ECLI:NL:GHARN:2006:AV8608
Gerechtshof Arnhem
- Eerste aanleg - meervoudig
- J.B.H. Röben
- M. Matthijssen
- Prof. dr. A. Zwemmer
- Rechtspraak.nl
Bezwaren tegen aanslag inkomstenbelasting door zoon van Ambonese ex-KNIL-militair
In deze zaak gaat het om het beroep van X, de zoon van een Ambonese ex-K.N.I.L.-militair, tegen de uitspraak van de Inspecteur van de Belastingdienst/P inzake de aanslag inkomstenbelasting voor het jaar 2002. De aanslag, gedateerd op 3 januari 2004, is vastgesteld op een belastbaar inkomen van € 31.033, met een verschuldigd bedrag aan inkomstenbelasting/premie volksverzekeringen van € 9.386, na verrekening van voorheffingen. De Inspecteur handhaafde de aanslag bij uitspraak van 24 maart 2004, waarna belanghebbende in beroep ging bij het Gerechtshof Arnhem op 23 april 2004.
Het Hof heeft vastgesteld dat belanghebbende belastingplichtig is in de zin van de Wet inkomstenbelasting 2001 en dat de aanslag correct is opgelegd. Belanghebbende betoogde dat de aanslag niet door hem, maar door de Nederlandse regering betaald zou moeten worden, omdat zijn vader als ex-K.N.I.L.-militair recht zou hebben op een uitkering. Het Hof oordeelde dat het beroep ongegrond is, aangezien belanghebbende niet betwistte dat de aanslag juist was vastgesteld. Het Hof merkte op dat er geen wettelijke basis is voor de door belanghebbende bepleite mogelijkheid om de belastingheffing niet te voldoen vanwege een vordering op de overheid van een andere aard.

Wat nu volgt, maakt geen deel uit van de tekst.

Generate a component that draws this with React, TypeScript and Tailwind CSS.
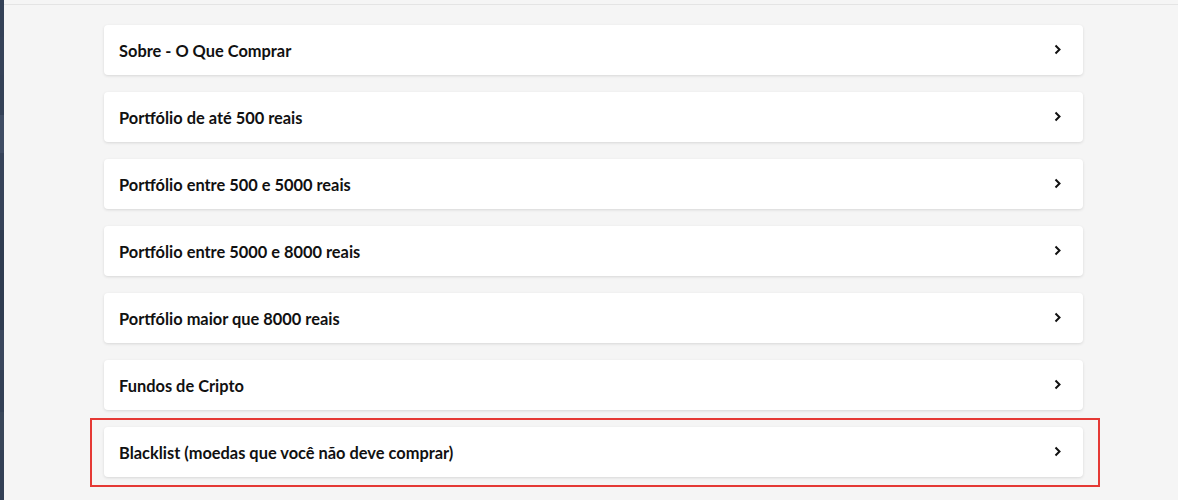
const items = [
  'Sobre - O Que Comprar',
  'Portfólio de até 500 reais',
  'Portfólio entre 500 e 5000 reais',
  'Portfólio entre 5000 e 8000 reais',
  'Portfólio maior que 8000 reais',
  'Fundos de Cripto',
  'Blacklist (moedas que você não deve comprar)',
];

// faixas da barra lateral (cortada na esquerda)
const strip = [
  { h: 37, c: 'bg-[#344157]' },
  { h: 38, c: 'bg-[#354258]' },
  { h: 40, c: 'bg-[#344157]' },
  { h: 38, c: 'bg-[#3f4c63]' },
  { h: 39, c: 'bg-[#364359]' },
  { h: 38, c: 'bg-[#364359]' },
  { h: 100, c: 'bg-[#2f3c50]' },
  { h: 40, c: 'bg-[#3a475d]' },
  { h: 42, c: 'bg-[#334055]' },
  { h: 38, c: 'bg-[#394659]' },
  { h: 50, c: 'bg-[#334055]' },
];

function Chevron() {
  return (
    <svg width="8" height="11" viewBox="0 0 8 11" fill="none" className="-mt-[2px]">
      <path d="M1.5 1.5L5.5 5.5L1.5 9.5" stroke="#111" strokeWidth="2" />
    </svg>
  );
}

export default function App() {
  return (
    <div
      className="flex h-[500px] w-[1178px] overflow-hidden bg-[#f5f5f5]"
      style={{ fontFamily: 'Lato, "Open Sans", sans-serif' }}
    >
      <div className="flex w-[4px] flex-col">
        {strip.map((s, i) => (
          <div key={i} className={`${s.c} shrink-0`} style={{ height: s.h }} />
        ))}
      </div>
      <div className="flex-1">
        <div className="h-[5px] border-b border-[#e4e4e4]" />
        <div className="relative ml-[100px] flex w-[979px] flex-col gap-[17px] pt-[20px]">
          {items.map((t) => (
            <div
              key={t}
              className="flex h-[50px] items-center justify-between rounded-[4px] bg-white pl-[15px] pr-[21px] shadow-[0_1px_3px_rgba(0,0,0,0.12)]"
            >
              <span className="pt-[2px] text-[16.4px] font-bold text-[#111]">{t}</span>
              <Chevron />
            </div>
          ))}
          <div className="pointer-events-none absolute left-[-14px] top-[413px] h-[69px] w-[1010px] border-2 border-[#e53935]" />
        </div>
      </div>
    </div>
  );
}
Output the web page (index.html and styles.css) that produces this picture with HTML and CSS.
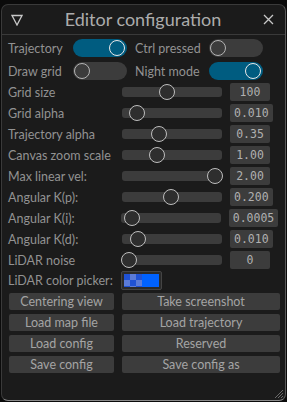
FILE: index.html
```html
<!DOCTYPE html>
<html lang="en">
<head>
  <meta charset="UTF-8">
  <title>Editor configuration</title>
  <link rel="stylesheet" href="styles.css">
</head>
<body>
  <div class="window">
    <div class="title-bar">
      <svg class="collapse" width="12" height="12" viewBox="0 0 12 12">
        <path d="M1 1.5 H11 L6 11 Z" fill="none" stroke="#c8c8c8" stroke-width="1.3" stroke-linejoin="miter"/>
      </svg>
      <div class="title">Editor configuration</div>
      <svg class="close" width="11" height="11" viewBox="0 0 11 11">
        <path d="M1 1 L10 10 M10 1 L1 10" stroke="#c8c8c8" stroke-width="1.3"/>
      </svg>
    </div>

    <div class="content">
      <div class="toggle-row">
        <span class="label">Trajectory</span>
        <span class="toggle on"><span class="knob"></span></span>
        <span class="label">Ctrl pressed</span>
        <span class="toggle"><span class="knob"></span></span>
      </div>
      <div class="toggle-row">
        <span class="label">Draw grid</span>
        <span class="toggle"><span class="knob"></span></span>
        <span class="label">Night mode</span>
        <span class="toggle on"><span class="knob"></span></span>
      </div>

      <div class="sliders">
        <div class="slider-row">
          <span class="label">Grid size</span>
          <span class="track"><span class="handle" style="left: 45px"></span></span>
          <span class="value">100</span>
        </div>
        <div class="slider-row">
          <span class="label">Grid alpha</span>
          <span class="track"><span class="handle" style="left: 15px"></span></span>
          <span class="value">0.010</span>
        </div>
        <div class="slider-row">
          <span class="label">Trajectory alpha</span>
          <span class="track"><span class="handle" style="left: 37px"></span></span>
          <span class="value">0.35</span>
        </div>
        <div class="slider-row">
          <span class="label">Canvas zoom scale</span>
          <span class="track"><span class="handle" style="left: 35px"></span></span>
          <span class="value">1.00</span>
        </div>
        <div class="slider-row">
          <span class="label">Max linear vel:</span>
          <span class="track"><span class="handle" style="left: 93px"></span></span>
          <span class="value">2.00</span>
        </div>
        <div class="slider-row">
          <span class="label">Angular K(p):</span>
          <span class="track"><span class="handle" style="left: 49px"></span></span>
          <span class="value">0.200</span>
        </div>
        <div class="slider-row">
          <span class="label">Angular K(i):</span>
          <span class="track"><span class="handle" style="left: 11px"></span></span>
          <span class="value">0.0005</span>
        </div>
        <div class="slider-row">
          <span class="label">Angular K(d):</span>
          <span class="track"><span class="handle" style="left: 16px"></span></span>
          <span class="value">0.010</span>
        </div>
        <div class="slider-row">
          <span class="label">LiDAR noise</span>
          <span class="track"><span class="handle" style="left: 7px"></span></span>
          <span class="value">0</span>
        </div>
        <div class="slider-row picker-row">
          <span class="label">LiDAR color picker:</span>
          <span class="swatch">
            <span class="checker"></span>
            <span class="solid"></span>
          </span>
        </div>
      </div>

      <div class="buttons">
        <button>Centering view</button>
        <button>Take screenshot</button>
        <button>Load map file</button>
        <button>Load trajectory</button>
        <button>Load config</button>
        <button>Reserved</button>
        <button>Save config</button>
        <button>Save config as</button>
      </div>
    </div>

    <svg class="resize" width="12" height="12" viewBox="0 0 12 12">
      <path d="M11 3 L3 11 M11 6 L6 11 M11 9 L9 11" stroke="#6a6a6a" stroke-width="1"/>
    </svg>
  </div>
</body>
</html>
```

FILE: styles.css
```css
body {
  margin: 0;
  background-color: #0b0b0b;
  font-family: Lato, sans-serif;
  font-size: 12.5px;
  color: #929292;
}

.window {
  position: relative;
  box-sizing: border-box;
  width: 285px;
  height: 397px;
  margin: 4px 0 0 1px;
  background-color: #1b1b1b;
  border: 1px solid #3a3a3a;
  border-bottom-color: #8a8a8a;
  border-right-color: #5a5a5a;
  border-radius: 7px;
}

.title-bar {
  display: flex;
  align-items: center;
  height: 29px;
  padding: 0 11px 0 9px;
  border-bottom: 1px solid #3a3a3a;
}

.title {
  flex: 1;
  text-align: center;
  font-size: 18px;
  color: #acacac;
  margin-top: -1px;
}

.content {
  padding: 4px 7px 0 6px;
}

.toggle-row {
  display: flex;
  align-items: center;
  height: 18px;
  margin-bottom: 5px;
}

.toggle-row .label:first-child {
  width: 65px;
}

.toggle-row .label:nth-child(3) {
  width: 74px;
  margin-left: 8px;
}

.toggle {
  position: relative;
  box-sizing: border-box;
  width: 54px;
  height: 18px;
  border-radius: 9px;
  background-color: #3c3c3c;
}

.toggle.on {
  background-color: #005c80;
}

.toggle .knob {
  position: absolute;
  top: 1px;
  left: 1px;
  box-sizing: border-box;
  width: 16px;
  height: 16px;
  border-radius: 50%;
  border: 1.5px solid #b4b4b4;
  background-color: #3c3c3c;
}

.toggle.on .knob {
  left: auto;
  right: 2px;
  border-color: #e8e8e8;
  background-color: #005c80;
}

.sliders {
  display: flex;
  flex-direction: column;
  gap: 3px;
  margin-top: -2px;
}

.slider-row {
  display: flex;
  align-items: center;
  height: 18px;
}

.slider-row .label {
  width: 114px;
  white-space: nowrap;
}

.track {
  position: relative;
  width: 100px;
  height: 10px;
  border-radius: 3px;
  background-color: #3c3c3c;
}

.handle {
  position: absolute;
  top: -3px;
  box-sizing: border-box;
  width: 16px;
  height: 16px;
  margin-left: -8px;
  border-radius: 50%;
  border: 1.5px solid #bebebe;
  background-color: #2e2e2e;
}

.value {
  box-sizing: border-box;
  min-width: 40px;
  height: 18px;
  margin-left: 8px;
  padding: 0 4px;
  border-radius: 2px;
  background-color: #3c3c3c;
  font-family: 'DejaVu Sans Mono', monospace;
  font-size: 11.5px;
  line-height: 18px;
  text-align: center;
  color: #b0b0b0;
}

.picker-row {
  height: 19px;
  margin-top: -1px;
}

.swatch {
  display: flex;
  box-sizing: border-box;
  width: 41px;
  height: 19px;
  margin-left: -1px;
  padding: 2px;
  border: 1px solid #444444;
  border-radius: 2px;
  background-color: #2a2a2a;
}

.checker {
  width: 18px;
  height: 100%;
  background-color: #2052d4;
  background-image:
    linear-gradient(45deg, #5b7bd8 25%, transparent 25%, transparent 75%, #5b7bd8 75%),
    linear-gradient(45deg, #5b7bd8 25%, transparent 25%, transparent 75%, #5b7bd8 75%);
  background-size: 12px 12px;
  background-position: 0 0, 6px 6px;
}

.solid {
  flex: 1;
  height: 100%;
  background-color: #0062ff;
}

.buttons {
  display: grid;
  grid-template-columns: 105px 158px;
  column-gap: 8px;
  row-gap: 4px;
  margin-top: 3px;
  margin-left: 1px;
}

button {
  height: 17px;
  padding: 0;
  border: none;
  border-radius: 2px;
  background-color: #3c3c3c;
  font-family: Lato, sans-serif;
  font-size: 12.5px;
  line-height: 17px;
  color: #a4a4a4;
}

.resize {
  position: absolute;
  right: 1px;
  bottom: 1px;
}
```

De uitspraak werd gedaan op 20 maart 2006 door de voorzitter, mr. Röben, en raadsheren mr. Matthijssen en prof. dr. Zwemmer. Het Hof verklaarde het beroep ongegrond en vond geen termen aanwezig voor een kostenveroordeling. Tegen deze uitspraak kan binnen zes weken beroep in cassatie worden ingesteld bij de Hoge Raad der Nederlanden.